__Exercise directions__
All of the data should be output character for character, except the pictures.

__Dataset content__
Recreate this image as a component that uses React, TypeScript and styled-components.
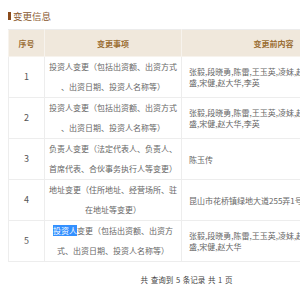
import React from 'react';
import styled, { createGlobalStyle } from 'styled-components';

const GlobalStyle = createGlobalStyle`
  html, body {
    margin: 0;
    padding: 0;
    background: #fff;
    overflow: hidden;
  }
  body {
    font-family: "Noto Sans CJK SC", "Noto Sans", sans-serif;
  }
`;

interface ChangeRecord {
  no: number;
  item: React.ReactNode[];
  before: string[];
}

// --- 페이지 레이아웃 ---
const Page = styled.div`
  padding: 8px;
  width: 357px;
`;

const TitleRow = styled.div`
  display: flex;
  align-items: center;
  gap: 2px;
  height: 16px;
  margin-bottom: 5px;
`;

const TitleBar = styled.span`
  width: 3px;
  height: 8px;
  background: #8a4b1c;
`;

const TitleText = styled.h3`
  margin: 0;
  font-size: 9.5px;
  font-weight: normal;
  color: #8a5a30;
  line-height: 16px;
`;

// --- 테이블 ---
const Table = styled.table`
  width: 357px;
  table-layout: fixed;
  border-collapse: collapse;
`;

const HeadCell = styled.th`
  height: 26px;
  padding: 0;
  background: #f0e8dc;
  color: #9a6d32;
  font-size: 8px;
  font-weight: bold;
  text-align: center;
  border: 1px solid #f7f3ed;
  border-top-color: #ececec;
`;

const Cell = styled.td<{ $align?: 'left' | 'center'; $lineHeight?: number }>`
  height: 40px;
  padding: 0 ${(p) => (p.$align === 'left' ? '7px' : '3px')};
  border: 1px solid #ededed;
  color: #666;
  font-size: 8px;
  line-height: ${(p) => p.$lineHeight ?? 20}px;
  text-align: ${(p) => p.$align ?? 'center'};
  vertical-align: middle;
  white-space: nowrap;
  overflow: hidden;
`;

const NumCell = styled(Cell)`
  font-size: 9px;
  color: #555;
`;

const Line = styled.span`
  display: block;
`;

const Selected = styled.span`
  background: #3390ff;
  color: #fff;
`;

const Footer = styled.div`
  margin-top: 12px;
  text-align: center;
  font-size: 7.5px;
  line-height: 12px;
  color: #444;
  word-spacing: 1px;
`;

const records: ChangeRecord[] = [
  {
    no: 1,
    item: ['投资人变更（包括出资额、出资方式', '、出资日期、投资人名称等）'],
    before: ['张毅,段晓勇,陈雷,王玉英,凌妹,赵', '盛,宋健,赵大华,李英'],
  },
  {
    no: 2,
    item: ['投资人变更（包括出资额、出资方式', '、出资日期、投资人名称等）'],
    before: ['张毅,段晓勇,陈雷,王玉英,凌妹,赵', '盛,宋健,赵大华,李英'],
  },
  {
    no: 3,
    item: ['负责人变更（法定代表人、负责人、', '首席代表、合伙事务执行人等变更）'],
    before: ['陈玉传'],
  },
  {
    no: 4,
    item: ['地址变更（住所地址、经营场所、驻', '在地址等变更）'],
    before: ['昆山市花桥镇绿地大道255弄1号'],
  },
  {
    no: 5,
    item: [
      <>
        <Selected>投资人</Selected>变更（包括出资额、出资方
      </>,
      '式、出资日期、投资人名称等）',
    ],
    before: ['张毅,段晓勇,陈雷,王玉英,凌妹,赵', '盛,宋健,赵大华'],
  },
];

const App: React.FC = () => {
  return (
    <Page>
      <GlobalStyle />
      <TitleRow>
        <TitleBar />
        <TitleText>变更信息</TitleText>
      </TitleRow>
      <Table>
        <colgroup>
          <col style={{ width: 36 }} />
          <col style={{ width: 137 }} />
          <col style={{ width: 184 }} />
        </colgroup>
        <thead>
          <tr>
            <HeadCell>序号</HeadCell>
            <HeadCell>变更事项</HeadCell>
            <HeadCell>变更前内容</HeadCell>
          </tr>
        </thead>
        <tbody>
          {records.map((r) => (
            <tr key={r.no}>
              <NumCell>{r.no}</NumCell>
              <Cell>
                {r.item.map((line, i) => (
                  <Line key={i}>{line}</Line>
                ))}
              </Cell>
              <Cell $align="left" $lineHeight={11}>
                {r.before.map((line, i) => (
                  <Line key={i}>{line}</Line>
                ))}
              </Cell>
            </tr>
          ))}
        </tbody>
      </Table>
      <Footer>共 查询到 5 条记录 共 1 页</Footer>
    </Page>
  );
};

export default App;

__Finished answer__
Recreate this image as a component that uses React, TypeScript and styled-components.
import React from 'react';
import styled, { createGlobalStyle } from 'styled-components';

const GlobalStyle = createGlobalStyle`
  html, body {
    margin: 0;
    padding: 0;
    background: #fff;
    overflow: hidden;
  }
  body {
    font-family: "Noto Sans CJK SC", "Noto Sans", sans-serif;
  }
`;

interface ChangeRecord {
  no: number;
  item: React.ReactNode[];
  before: string[];
}

// --- 페이지 레이아웃 ---
const Page = styled.div`
  padding: 8px;
  width: 357px;
`;

const TitleRow = styled.div`
  display: flex;
  align-items: center;
  gap: 2px;
  height: 16px;
  margin-bottom: 5px;
`;

const TitleBar = styled.span`
  width: 3px;
  height: 8px;
  background: #8a4b1c;
`;

const TitleText = styled.h3`
  margin: 0;
  font-size: 9.5px;
  font-weight: normal;
  color: #8a5a30;
  line-height: 16px;
`;

// --- 테이블 ---
const Table = styled.table`
  width: 357px;
  table-layout: fixed;
  border-collapse: collapse;
`;

const HeadCell = styled.th`
  height: 26px;
  padding: 0;
  background: #f0e8dc;
  color: #9a6d32;
  font-size: 8px;
  font-weight: bold;
  text-align: center;
  border: 1px solid #f7f3ed;
  border-top-color: #ececec;
`;

const Cell = styled.td<{ $align?: 'left' | 'center'; $lineHeight?: number }>`
  height: 40px;
  padding: 0 ${(p) => (p.$align === 'left' ? '7px' : '3px')};
  border: 1px solid #ededed;
  color: #666;
  font-size: 8px;
  line-height: ${(p) => p.$lineHeight ?? 20}px;
  text-align: ${(p) => p.$align ?? 'center'};
  vertical-align: middle;
  white-space: nowrap;
  overflow: hidden;
`;

const NumCell = styled(Cell)`
  font-size: 9px;
  color: #555;
`;

const Line = styled.span`
  display: block;
`;

const Selected = styled.span`
  background: #3390ff;
  color: #fff;
`;

const Footer = styled.div`
  margin-top: 12px;
  text-align: center;
  font-size: 7.5px;
  line-height: 12px;
  color: #444;
  word-spacing: 1px;
`;

const records: ChangeRecord[] = [
  {
    no: 1,
    item: ['投资人变更（包括出资额、出资方式', '、出资日期、投资人名称等）'],
    before: ['张毅,段晓勇,陈雷,王玉英,凌妹,赵', '盛,宋健,赵大华,李英'],
  },
  {
    no: 2,
    item: ['投资人变更（包括出资额、出资方式', '、出资日期、投资人名称等）'],
    before: ['张毅,段晓勇,陈雷,王玉英,凌妹,赵', '盛,宋健,赵大华,李英'],
  },
  {
    no: 3,
    item: ['负责人变更（法定代表人、负责人、', '首席代表、合伙事务执行人等变更）'],
    before: ['陈玉传'],
  },
  {
    no: 4,
    item: ['地址变更（住所地址、经营场所、驻', '在地址等变更）'],
    before: ['昆山市花桥镇绿地大道255弄1号'],
  },
  {
    no: 5,
    item: [
      <>
        <Selected>投资人</Selected>变更（包括出资额、出资方
      </>,
      '式、出资日期、投资人名称等）',
    ],
    before: ['张毅,段晓勇,陈雷,王玉英,凌妹,赵', '盛,宋健,赵大华'],
  },
];

const App: React.FC = () => {
  return (
    <Page>
      <GlobalStyle />
      <TitleRow>
        <TitleBar />
        <TitleText>变更信息</TitleText>
      </TitleRow>
      <Table>
        <colgroup>
          <col style={{ width: 36 }} />
          <col style={{ width: 137 }} />
          <col style={{ width: 184 }} />
        </colgroup>
        <thead>
          <tr>
            <HeadCell>序号</HeadCell>
            <HeadCell>变更事项</HeadCell>
            <HeadCell>变更前内容</HeadCell>
          </tr>
        </thead>
        <tbody>
          {records.map((r) => (
            <tr key={r.no}>
              <NumCell>{r.no}</NumCell>
              <Cell>
                {r.item.map((line, i) => (
                  <Line key={i}>{line}</Line>
                ))}
              </Cell>
              <Cell $align="left" $lineHeight={11}>
                {r.before.map((line, i) => (
                  <Line key={i}>{line}</Line>
                ))}
              </Cell>
            </tr>
          ))}
        </tbody>
      </Table>
      <Footer>共 查询到 5 条记录 共 1 页</Footer>
    </Page>
  );
};

export default App;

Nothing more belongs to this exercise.